Two tools help keep growth going at Freddy’s Frozen Custard & Steakburgers, with 104 units and $145 million in sales at the end of 2013.
First, Freddy’s has developed an in-house, proprietary real estate analysis tool to aid franchisees in figuring out which sites will work for the concept. Second, the brand has developed an in-house Learning Management System that can be accessed at a training station in each kitchen.
The system rapidly educates new employees, but is also available to staff members who need a refresher, and cuts down the time to master the learning curve.
The tools are an example of CEO Bill Simon’s growth philosophy: navigating carefully, especially to keep infrastructure ahead of the expansion.
Marco’s Pizza topped the 500-unit mark last year and is setting its sights on a much more ambitious target: 1,000 stores by 2016. Growth already in the books—to $246 million in annual sales in 2013 and 437 units—places it No. 8 on our Fast and Serious list, its same rank as last year.
Jimmy John’s ranks No. 9 on this year’s Fast and Serious list, down from No. 3 last year but remarkable because its system sales are nearing $2 billion—and it’s not easy for a chain so large to continue a fast growth rate. Official unit count at the end of 2013 was 1,802, with $1.47 billion in revenue.

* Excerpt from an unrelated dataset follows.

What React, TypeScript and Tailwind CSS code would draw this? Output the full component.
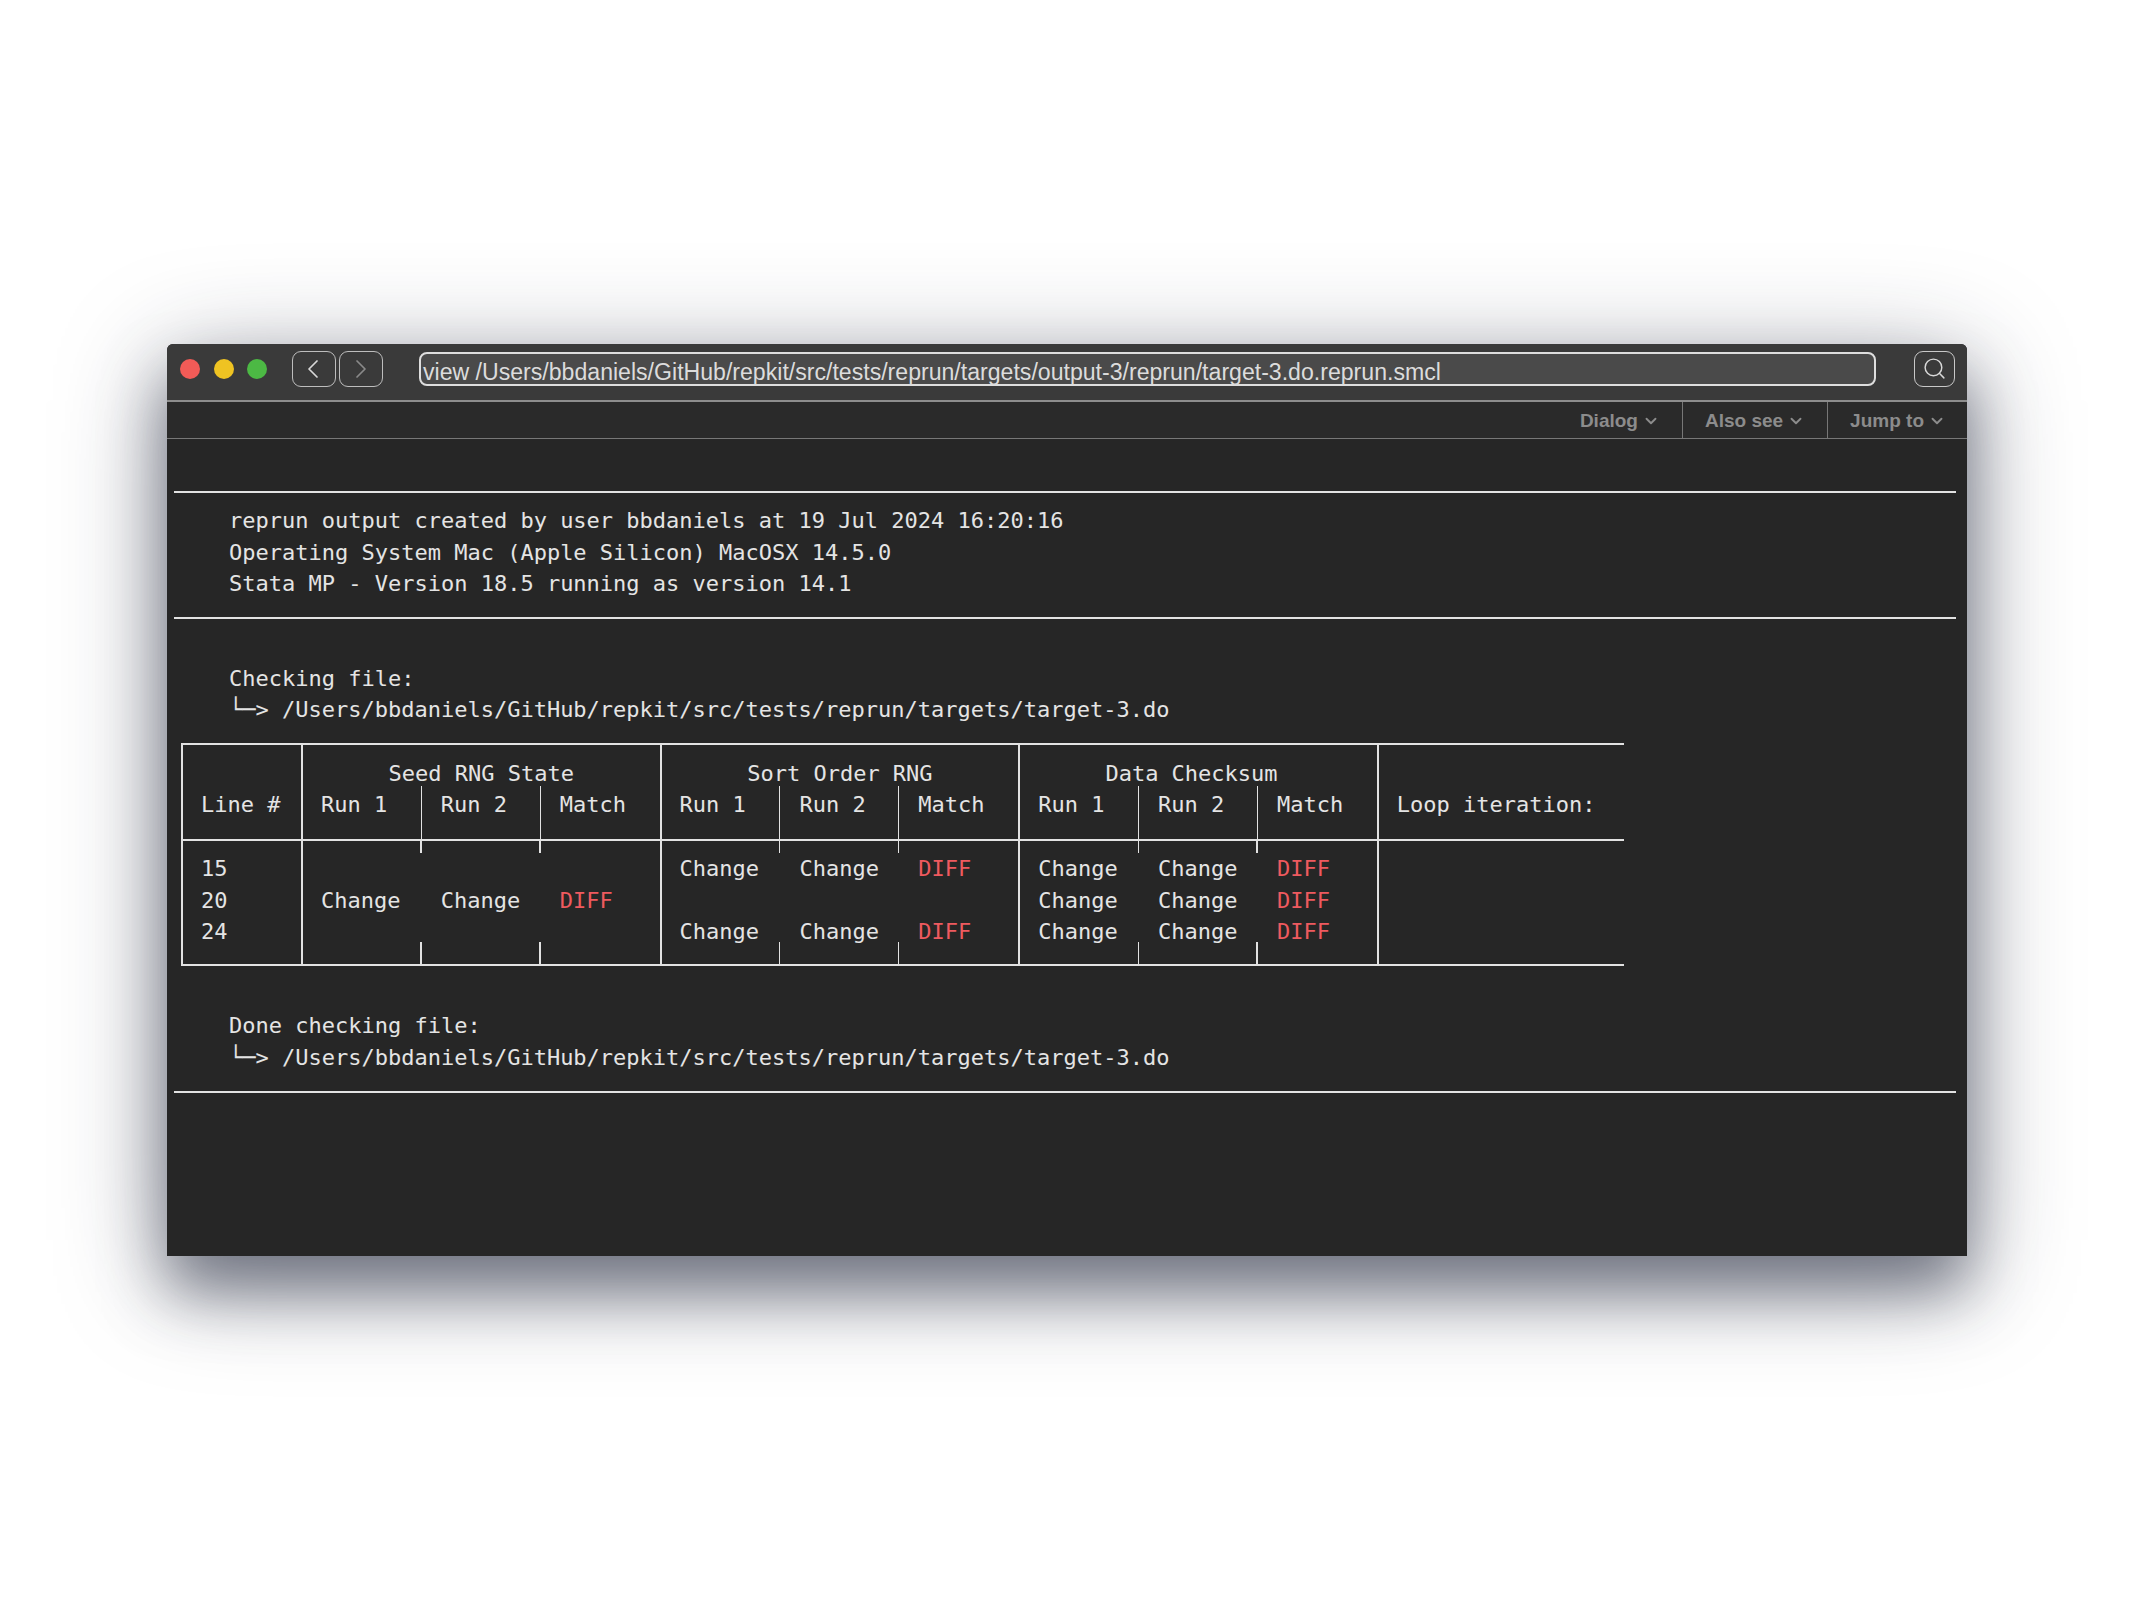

Founder Jimmy John Liautaud told a Franchise Times audience last spring he relies on a team of business coaches to visit every unit every 42 days. “The visit goes like this: They arrive at 8 in the morning and they stay all day. At lunch, they look around the restaurant and see what they can fix. After lunch they fix it,” he said. “Any store that scores less than 85 percent, by 8 that night I have a corrective action in place that goes to five people.”